- **Exercise data**:
-----

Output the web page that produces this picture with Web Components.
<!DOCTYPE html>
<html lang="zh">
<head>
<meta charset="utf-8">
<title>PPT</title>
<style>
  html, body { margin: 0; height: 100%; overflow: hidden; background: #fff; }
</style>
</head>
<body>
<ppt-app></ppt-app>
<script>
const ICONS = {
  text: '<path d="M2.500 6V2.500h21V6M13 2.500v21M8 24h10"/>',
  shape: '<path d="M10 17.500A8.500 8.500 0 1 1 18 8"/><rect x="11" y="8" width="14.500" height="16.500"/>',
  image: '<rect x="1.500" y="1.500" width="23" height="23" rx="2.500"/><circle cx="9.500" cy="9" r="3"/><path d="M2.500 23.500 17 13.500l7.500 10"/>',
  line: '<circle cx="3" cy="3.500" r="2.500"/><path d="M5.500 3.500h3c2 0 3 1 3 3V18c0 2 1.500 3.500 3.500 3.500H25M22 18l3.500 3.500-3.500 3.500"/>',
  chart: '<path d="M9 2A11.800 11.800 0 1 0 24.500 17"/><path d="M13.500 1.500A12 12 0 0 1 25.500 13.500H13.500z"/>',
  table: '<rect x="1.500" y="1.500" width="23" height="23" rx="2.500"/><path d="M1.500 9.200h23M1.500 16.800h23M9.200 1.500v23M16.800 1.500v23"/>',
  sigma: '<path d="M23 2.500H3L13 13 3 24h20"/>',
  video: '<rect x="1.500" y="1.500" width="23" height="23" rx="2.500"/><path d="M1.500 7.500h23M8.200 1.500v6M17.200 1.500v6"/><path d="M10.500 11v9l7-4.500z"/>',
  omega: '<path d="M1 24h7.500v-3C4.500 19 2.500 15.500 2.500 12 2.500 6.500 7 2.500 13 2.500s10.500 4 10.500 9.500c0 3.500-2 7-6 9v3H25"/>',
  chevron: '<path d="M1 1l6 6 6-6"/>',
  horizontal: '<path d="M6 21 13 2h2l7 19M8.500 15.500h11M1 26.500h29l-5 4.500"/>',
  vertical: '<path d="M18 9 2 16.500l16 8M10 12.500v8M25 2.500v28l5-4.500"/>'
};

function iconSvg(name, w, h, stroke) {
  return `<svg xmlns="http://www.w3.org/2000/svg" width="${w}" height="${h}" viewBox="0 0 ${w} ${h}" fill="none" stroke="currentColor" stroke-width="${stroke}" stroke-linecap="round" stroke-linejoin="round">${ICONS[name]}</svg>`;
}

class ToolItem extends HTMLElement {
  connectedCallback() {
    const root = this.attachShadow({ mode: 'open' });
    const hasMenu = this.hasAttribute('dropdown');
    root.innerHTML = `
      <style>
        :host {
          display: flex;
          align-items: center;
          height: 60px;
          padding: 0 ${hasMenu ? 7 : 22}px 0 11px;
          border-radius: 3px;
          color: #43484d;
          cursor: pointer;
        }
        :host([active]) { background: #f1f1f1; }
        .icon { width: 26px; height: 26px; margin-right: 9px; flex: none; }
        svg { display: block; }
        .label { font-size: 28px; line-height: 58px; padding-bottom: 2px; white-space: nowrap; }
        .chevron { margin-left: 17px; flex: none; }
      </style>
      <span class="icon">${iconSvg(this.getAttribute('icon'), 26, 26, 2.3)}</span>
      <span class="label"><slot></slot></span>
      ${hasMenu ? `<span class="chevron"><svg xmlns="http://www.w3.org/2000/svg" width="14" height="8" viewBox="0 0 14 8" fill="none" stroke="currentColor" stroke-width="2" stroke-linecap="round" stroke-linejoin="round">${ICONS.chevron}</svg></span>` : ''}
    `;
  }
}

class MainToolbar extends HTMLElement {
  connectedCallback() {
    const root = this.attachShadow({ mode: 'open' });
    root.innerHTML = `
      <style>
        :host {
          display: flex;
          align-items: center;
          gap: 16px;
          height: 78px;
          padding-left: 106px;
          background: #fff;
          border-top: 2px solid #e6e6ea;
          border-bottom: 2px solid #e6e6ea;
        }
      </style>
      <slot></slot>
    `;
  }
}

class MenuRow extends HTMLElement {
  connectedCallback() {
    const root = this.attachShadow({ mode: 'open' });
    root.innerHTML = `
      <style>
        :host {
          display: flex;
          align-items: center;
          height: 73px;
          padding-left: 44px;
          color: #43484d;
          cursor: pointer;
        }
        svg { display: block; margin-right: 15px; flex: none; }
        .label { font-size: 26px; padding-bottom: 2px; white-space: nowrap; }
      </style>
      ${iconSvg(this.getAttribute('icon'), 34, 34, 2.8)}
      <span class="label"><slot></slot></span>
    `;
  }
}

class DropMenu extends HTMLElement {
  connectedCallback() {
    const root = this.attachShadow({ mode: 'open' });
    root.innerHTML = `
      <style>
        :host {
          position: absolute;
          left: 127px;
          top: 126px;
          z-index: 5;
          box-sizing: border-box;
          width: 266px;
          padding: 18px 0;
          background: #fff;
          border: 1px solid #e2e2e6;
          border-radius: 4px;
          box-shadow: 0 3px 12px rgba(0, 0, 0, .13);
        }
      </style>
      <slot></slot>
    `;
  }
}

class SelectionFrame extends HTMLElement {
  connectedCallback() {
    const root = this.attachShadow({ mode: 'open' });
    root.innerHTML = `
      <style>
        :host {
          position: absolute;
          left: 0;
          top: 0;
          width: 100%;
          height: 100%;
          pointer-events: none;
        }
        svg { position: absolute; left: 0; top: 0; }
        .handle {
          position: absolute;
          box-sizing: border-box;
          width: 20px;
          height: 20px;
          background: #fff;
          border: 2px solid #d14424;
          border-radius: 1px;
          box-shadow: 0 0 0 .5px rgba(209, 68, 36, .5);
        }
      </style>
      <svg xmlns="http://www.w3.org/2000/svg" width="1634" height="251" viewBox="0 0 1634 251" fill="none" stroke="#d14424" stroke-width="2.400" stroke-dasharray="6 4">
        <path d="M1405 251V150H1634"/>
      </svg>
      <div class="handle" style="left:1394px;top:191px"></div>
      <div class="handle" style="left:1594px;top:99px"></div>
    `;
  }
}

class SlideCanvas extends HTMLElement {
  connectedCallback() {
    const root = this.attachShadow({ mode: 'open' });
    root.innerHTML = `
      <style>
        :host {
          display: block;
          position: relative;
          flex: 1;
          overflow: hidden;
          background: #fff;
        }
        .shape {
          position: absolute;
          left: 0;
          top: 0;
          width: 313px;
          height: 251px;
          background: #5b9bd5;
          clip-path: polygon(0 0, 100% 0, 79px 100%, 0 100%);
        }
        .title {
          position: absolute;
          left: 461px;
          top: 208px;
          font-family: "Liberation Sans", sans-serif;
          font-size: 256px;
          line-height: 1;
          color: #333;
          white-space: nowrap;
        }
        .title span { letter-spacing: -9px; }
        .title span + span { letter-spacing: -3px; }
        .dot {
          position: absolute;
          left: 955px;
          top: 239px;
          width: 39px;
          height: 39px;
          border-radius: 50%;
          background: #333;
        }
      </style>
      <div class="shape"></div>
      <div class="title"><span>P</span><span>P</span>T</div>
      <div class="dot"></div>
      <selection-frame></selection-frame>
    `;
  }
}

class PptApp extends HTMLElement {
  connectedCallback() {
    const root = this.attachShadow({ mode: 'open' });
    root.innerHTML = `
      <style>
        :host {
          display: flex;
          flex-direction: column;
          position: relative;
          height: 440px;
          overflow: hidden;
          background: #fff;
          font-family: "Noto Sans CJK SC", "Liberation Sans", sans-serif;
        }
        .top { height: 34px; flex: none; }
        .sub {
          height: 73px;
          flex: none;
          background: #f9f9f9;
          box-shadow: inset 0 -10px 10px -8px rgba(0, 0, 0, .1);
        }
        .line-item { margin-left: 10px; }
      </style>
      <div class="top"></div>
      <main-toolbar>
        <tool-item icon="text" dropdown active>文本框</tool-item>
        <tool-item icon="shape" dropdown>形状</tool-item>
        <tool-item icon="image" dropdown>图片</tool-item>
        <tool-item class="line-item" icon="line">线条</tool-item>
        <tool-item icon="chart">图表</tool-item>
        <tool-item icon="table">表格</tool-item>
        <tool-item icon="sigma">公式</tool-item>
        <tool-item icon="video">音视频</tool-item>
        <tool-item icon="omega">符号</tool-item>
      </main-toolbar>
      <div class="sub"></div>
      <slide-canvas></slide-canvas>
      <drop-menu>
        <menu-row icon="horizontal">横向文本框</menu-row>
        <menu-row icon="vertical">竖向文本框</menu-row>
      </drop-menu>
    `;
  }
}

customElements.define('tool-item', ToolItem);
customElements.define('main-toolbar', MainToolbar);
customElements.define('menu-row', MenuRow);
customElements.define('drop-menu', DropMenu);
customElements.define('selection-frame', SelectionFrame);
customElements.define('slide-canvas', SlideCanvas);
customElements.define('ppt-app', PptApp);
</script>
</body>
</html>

-----

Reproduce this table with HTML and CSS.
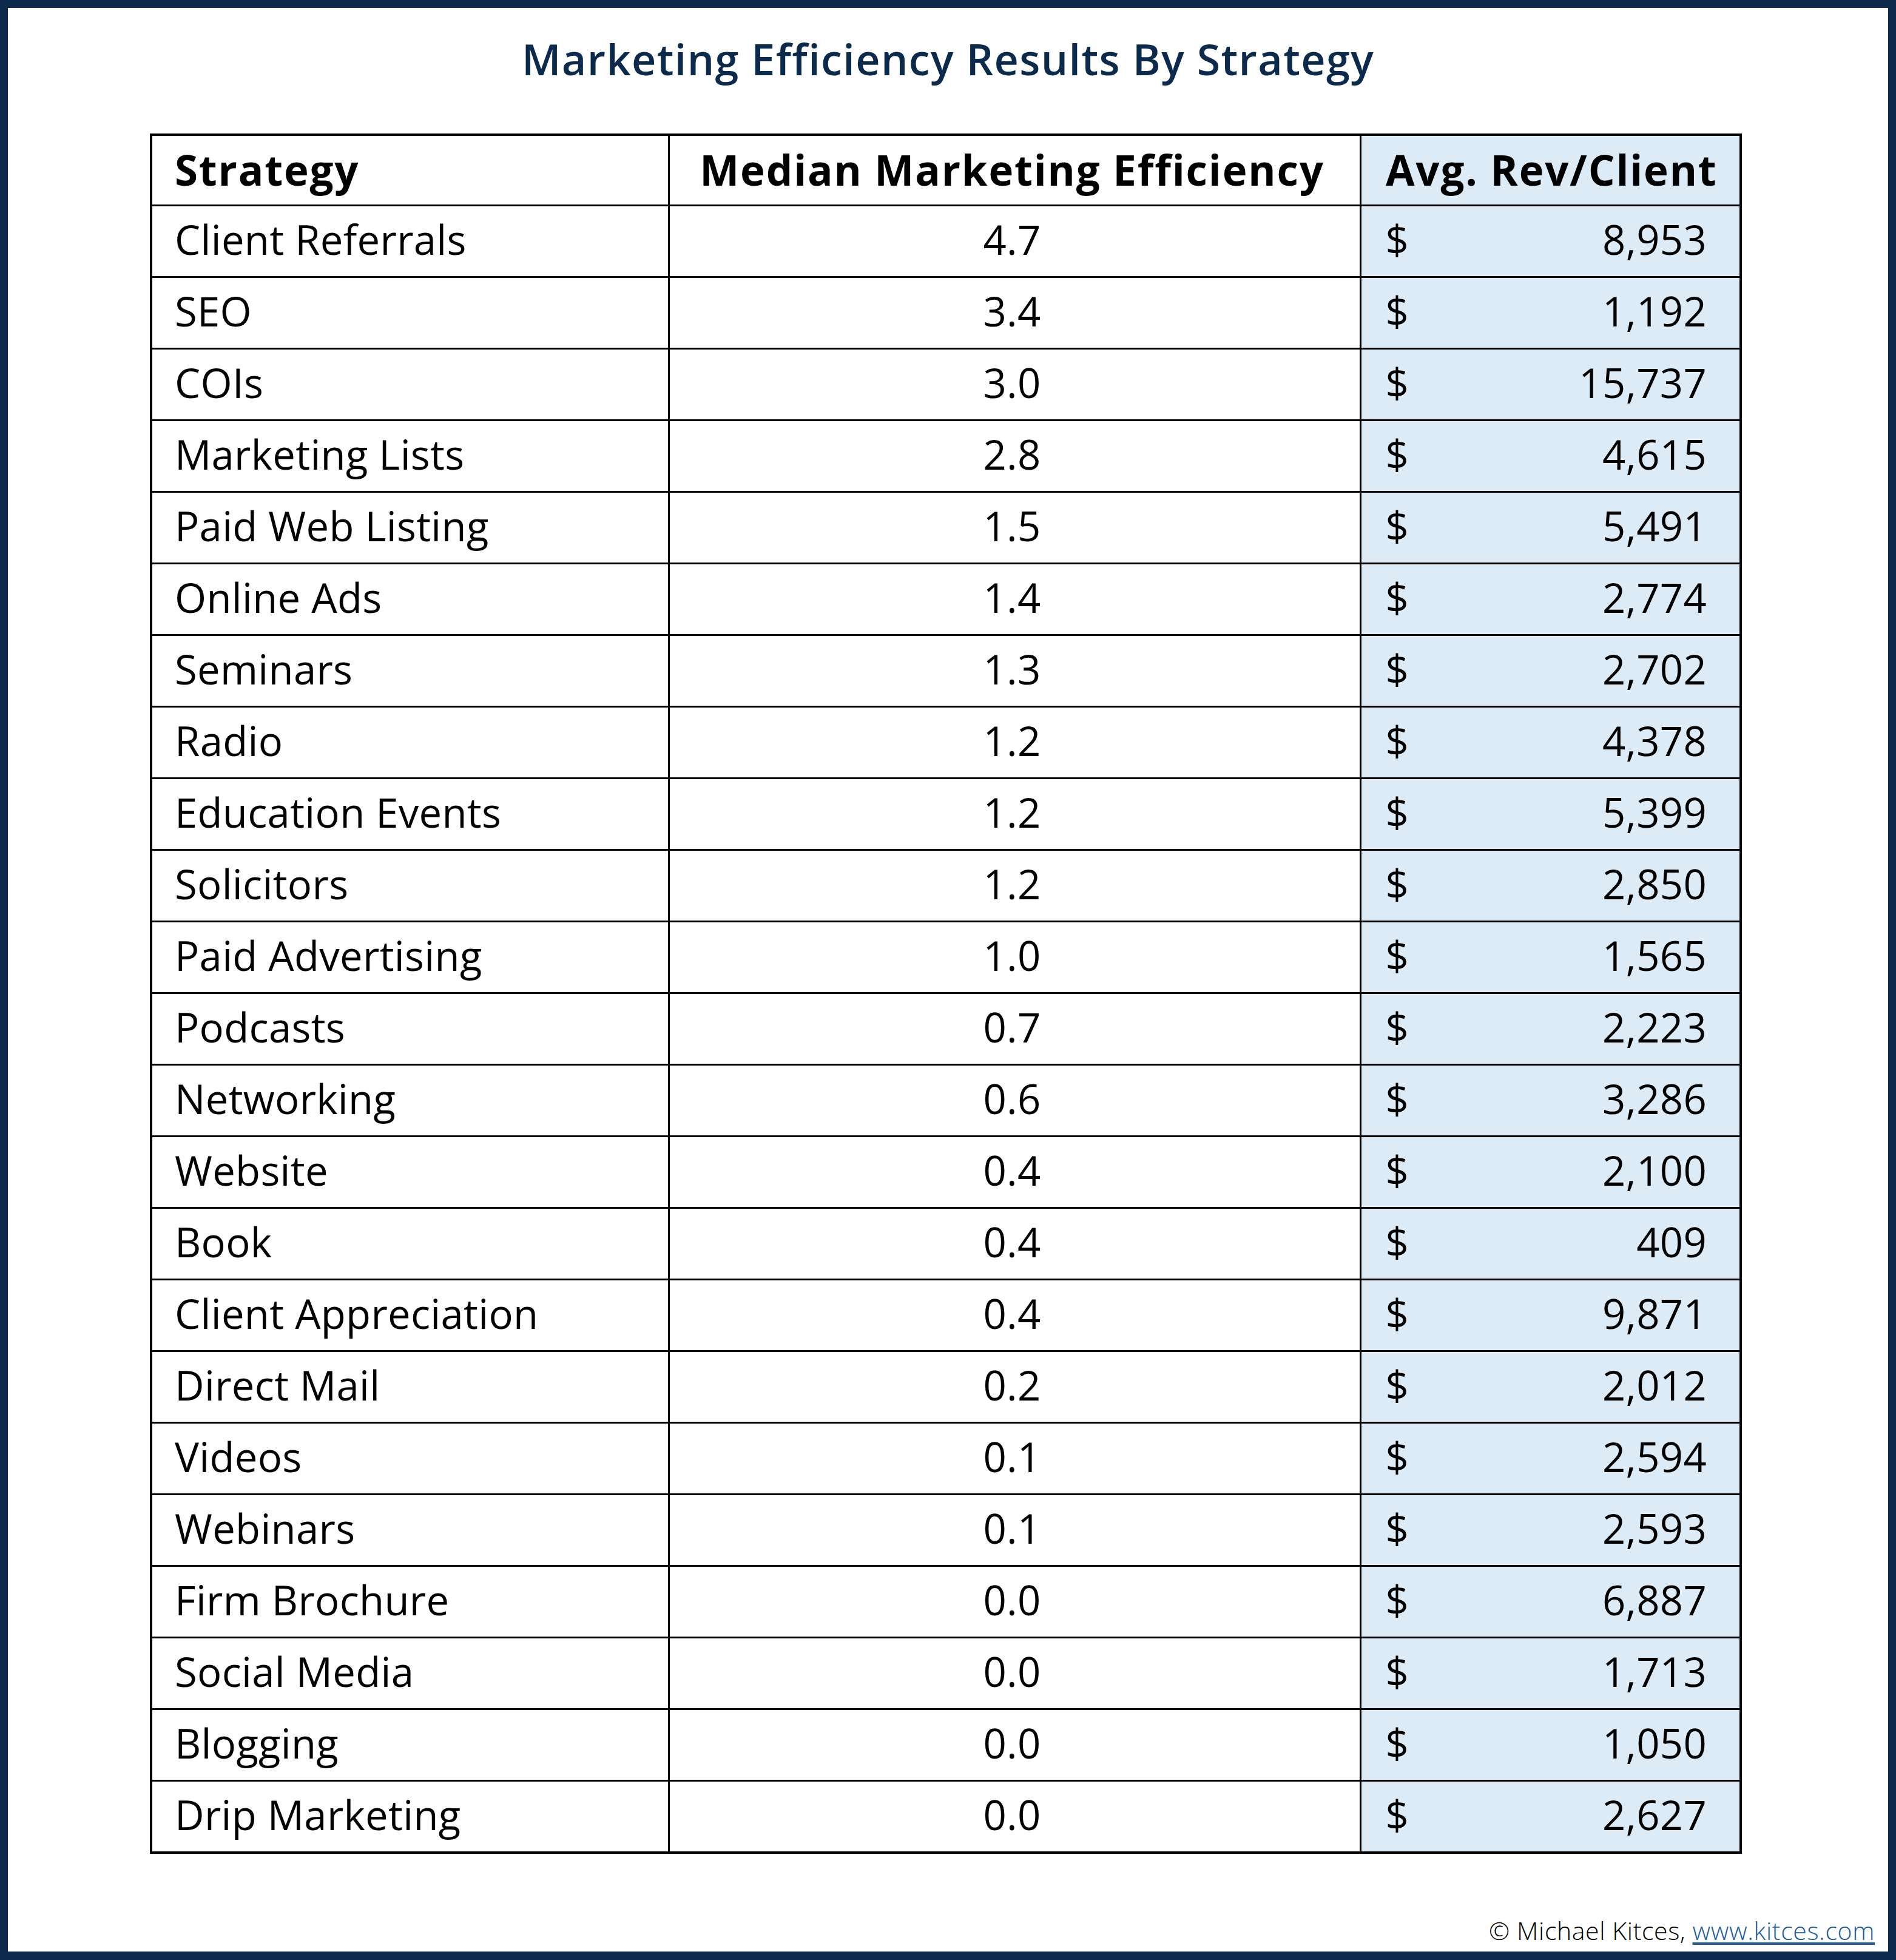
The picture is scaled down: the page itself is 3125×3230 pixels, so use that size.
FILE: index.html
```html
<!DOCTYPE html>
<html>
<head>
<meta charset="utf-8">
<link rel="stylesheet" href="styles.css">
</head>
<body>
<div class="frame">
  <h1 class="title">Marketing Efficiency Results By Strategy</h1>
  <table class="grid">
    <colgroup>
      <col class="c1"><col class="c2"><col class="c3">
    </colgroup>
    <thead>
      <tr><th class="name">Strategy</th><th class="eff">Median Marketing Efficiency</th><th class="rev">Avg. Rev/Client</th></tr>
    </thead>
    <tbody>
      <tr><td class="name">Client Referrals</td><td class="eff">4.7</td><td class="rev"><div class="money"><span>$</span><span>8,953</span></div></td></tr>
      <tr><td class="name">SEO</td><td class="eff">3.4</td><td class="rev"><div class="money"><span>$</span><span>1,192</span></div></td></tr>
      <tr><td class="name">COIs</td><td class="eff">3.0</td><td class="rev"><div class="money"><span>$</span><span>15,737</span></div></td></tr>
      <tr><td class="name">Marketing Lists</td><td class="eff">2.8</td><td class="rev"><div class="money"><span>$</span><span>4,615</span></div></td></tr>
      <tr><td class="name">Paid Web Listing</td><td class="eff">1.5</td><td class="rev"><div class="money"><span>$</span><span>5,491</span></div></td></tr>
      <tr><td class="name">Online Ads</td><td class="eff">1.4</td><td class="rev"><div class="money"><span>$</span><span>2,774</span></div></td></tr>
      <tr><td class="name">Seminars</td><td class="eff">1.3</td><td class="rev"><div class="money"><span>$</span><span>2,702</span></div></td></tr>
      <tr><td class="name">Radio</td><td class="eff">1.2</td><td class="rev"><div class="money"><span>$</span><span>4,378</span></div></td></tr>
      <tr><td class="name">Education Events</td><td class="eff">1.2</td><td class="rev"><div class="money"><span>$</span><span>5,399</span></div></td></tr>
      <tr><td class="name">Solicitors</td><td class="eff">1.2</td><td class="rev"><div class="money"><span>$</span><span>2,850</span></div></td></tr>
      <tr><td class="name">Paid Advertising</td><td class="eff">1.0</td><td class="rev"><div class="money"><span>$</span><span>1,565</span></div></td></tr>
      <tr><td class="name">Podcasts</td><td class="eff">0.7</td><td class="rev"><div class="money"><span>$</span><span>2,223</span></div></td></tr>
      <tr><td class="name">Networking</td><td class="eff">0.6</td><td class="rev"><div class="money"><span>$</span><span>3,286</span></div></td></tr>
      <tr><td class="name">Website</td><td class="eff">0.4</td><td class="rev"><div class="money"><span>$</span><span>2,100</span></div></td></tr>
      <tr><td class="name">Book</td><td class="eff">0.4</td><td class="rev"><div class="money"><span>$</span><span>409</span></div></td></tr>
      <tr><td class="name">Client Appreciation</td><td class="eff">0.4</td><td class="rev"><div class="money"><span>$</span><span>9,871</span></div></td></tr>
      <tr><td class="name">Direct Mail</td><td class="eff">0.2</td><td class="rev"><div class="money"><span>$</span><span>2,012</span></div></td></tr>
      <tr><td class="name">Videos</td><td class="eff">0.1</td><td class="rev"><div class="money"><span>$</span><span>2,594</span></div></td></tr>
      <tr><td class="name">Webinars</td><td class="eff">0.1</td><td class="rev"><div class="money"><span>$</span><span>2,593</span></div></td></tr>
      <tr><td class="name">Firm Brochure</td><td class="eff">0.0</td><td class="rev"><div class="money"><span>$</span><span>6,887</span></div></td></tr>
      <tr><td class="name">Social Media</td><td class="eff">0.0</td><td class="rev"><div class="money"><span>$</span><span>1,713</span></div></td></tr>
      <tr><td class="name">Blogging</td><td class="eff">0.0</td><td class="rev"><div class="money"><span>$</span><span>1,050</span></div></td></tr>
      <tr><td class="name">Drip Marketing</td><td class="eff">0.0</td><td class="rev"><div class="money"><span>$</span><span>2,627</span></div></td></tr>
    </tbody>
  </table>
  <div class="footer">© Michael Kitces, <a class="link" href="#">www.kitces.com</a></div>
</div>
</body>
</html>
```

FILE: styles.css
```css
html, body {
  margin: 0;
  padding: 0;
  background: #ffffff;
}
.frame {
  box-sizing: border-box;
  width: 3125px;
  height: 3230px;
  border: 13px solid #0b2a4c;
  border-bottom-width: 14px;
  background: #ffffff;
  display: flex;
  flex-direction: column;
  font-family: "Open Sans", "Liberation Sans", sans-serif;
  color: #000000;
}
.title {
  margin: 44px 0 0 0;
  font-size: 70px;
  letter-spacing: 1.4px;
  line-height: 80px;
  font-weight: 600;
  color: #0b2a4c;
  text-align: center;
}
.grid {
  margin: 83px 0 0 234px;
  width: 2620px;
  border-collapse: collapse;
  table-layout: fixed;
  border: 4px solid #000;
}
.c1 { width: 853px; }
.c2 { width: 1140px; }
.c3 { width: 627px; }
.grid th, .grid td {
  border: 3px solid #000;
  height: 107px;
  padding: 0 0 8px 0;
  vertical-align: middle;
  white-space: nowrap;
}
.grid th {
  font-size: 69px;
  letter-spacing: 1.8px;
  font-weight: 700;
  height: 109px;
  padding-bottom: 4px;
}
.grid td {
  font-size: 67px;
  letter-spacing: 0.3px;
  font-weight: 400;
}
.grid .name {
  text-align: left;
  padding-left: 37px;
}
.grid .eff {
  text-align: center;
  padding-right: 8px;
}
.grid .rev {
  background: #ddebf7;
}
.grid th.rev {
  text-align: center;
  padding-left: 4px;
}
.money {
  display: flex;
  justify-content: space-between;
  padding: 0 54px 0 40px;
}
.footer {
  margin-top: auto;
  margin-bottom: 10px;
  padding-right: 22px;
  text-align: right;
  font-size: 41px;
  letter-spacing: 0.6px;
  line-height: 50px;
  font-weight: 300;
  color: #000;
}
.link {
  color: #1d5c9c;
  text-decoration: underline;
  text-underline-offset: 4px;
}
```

-----

- **Work instructions**: Report every line in the data above in which the word "page" appears.

- **Result**:
Output the web page that produces this picture with Web Components.
The picture is scaled down: the page itself is 3125×3230 pixels, so use that size.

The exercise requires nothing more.